◆ What you will do: Search the records that follow and extract every line containing the string "styles".

◆ Data entries:
-- BEGIN --

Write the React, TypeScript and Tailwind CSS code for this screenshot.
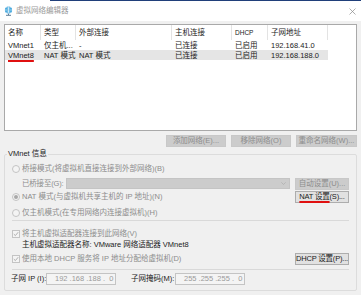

-- END --
-- BEGIN --

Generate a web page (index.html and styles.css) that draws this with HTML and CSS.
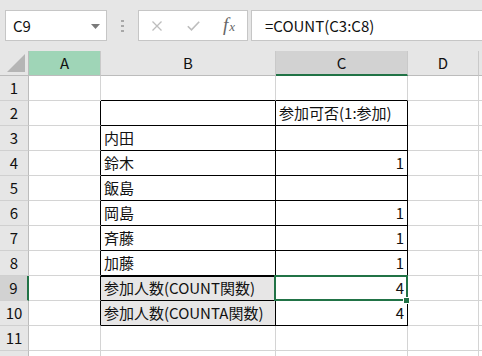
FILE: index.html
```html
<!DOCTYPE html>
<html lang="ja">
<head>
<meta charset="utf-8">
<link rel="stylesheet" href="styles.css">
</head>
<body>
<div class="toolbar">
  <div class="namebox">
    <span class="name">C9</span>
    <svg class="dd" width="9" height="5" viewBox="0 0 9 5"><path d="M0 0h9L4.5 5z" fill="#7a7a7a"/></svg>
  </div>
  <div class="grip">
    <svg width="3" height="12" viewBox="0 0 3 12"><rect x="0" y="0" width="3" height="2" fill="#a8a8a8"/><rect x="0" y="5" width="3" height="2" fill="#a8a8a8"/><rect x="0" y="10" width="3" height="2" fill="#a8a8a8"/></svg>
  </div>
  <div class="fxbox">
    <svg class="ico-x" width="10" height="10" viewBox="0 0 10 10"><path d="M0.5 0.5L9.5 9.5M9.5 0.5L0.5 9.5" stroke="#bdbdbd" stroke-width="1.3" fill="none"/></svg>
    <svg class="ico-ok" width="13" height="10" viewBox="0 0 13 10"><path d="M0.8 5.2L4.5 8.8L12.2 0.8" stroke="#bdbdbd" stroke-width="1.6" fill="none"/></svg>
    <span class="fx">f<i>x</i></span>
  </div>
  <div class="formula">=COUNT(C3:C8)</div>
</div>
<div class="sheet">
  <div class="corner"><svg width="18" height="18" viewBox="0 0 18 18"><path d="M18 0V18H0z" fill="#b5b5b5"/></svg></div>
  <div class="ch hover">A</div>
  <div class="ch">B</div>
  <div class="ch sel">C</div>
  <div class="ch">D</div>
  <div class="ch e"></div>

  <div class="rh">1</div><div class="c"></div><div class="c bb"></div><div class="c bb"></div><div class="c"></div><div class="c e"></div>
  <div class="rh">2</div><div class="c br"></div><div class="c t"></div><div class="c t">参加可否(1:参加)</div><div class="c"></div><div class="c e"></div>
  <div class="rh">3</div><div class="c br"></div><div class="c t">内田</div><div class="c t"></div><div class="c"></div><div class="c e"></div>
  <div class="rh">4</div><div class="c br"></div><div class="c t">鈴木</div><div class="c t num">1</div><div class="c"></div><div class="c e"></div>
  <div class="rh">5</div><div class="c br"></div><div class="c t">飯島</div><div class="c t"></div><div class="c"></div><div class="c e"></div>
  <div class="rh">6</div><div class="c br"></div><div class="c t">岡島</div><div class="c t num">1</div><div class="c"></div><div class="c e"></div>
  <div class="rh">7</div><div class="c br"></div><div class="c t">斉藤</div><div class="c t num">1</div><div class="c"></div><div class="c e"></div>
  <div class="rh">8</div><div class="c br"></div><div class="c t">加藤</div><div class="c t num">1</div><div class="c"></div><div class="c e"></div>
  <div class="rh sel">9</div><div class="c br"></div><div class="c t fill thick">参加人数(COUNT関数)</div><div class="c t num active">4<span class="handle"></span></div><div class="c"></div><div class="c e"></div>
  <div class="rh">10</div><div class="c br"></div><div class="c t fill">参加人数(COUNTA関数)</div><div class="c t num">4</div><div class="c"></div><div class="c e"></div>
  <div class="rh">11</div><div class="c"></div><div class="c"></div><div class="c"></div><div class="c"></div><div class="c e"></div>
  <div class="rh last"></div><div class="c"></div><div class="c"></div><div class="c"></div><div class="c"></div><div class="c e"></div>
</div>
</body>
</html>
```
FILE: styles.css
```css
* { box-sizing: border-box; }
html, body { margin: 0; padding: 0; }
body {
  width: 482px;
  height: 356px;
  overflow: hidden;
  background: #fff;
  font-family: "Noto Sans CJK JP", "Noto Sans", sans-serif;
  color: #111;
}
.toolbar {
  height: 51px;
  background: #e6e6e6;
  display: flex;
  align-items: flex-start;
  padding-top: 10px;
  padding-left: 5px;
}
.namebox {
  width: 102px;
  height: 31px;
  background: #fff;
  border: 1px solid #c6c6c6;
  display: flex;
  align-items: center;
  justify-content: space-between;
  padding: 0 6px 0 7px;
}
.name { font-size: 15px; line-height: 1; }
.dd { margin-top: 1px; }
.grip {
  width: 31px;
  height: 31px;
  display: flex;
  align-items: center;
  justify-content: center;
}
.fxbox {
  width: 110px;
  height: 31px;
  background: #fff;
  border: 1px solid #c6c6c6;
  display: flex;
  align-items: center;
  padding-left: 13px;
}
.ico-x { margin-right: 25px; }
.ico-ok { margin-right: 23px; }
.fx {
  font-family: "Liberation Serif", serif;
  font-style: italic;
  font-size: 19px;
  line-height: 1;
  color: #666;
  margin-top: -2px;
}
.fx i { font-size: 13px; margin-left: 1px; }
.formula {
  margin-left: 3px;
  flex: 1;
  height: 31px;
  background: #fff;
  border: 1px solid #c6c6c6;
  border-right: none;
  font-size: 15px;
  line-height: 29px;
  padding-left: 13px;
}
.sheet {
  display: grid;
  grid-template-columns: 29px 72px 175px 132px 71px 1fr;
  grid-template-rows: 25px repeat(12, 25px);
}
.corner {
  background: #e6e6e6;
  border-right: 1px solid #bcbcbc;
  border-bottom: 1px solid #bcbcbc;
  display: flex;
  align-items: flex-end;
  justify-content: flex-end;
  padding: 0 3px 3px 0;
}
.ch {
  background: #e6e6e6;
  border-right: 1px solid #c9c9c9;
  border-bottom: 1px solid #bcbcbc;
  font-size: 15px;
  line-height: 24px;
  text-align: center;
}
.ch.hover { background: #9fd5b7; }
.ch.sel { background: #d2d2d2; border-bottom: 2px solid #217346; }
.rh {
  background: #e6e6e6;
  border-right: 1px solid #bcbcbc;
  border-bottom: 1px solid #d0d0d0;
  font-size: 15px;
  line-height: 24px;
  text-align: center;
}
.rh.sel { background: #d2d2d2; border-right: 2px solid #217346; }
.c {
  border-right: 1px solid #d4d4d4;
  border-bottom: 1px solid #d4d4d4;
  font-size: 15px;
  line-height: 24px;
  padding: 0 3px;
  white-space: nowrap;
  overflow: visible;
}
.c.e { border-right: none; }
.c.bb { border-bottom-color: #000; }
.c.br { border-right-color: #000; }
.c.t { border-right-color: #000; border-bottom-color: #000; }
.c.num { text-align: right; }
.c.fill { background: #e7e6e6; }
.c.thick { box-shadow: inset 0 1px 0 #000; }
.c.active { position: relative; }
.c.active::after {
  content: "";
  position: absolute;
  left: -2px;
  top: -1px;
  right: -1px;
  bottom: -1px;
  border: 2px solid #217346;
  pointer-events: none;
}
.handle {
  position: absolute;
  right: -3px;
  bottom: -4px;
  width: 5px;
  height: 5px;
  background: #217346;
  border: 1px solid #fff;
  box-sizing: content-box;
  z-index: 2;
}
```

-- END --

◆ Answer for this exercise:
Generate a web page (index.html and styles.css) that draws this with HTML and CSS.
<link rel="stylesheet" href="styles.css">
FILE: styles.css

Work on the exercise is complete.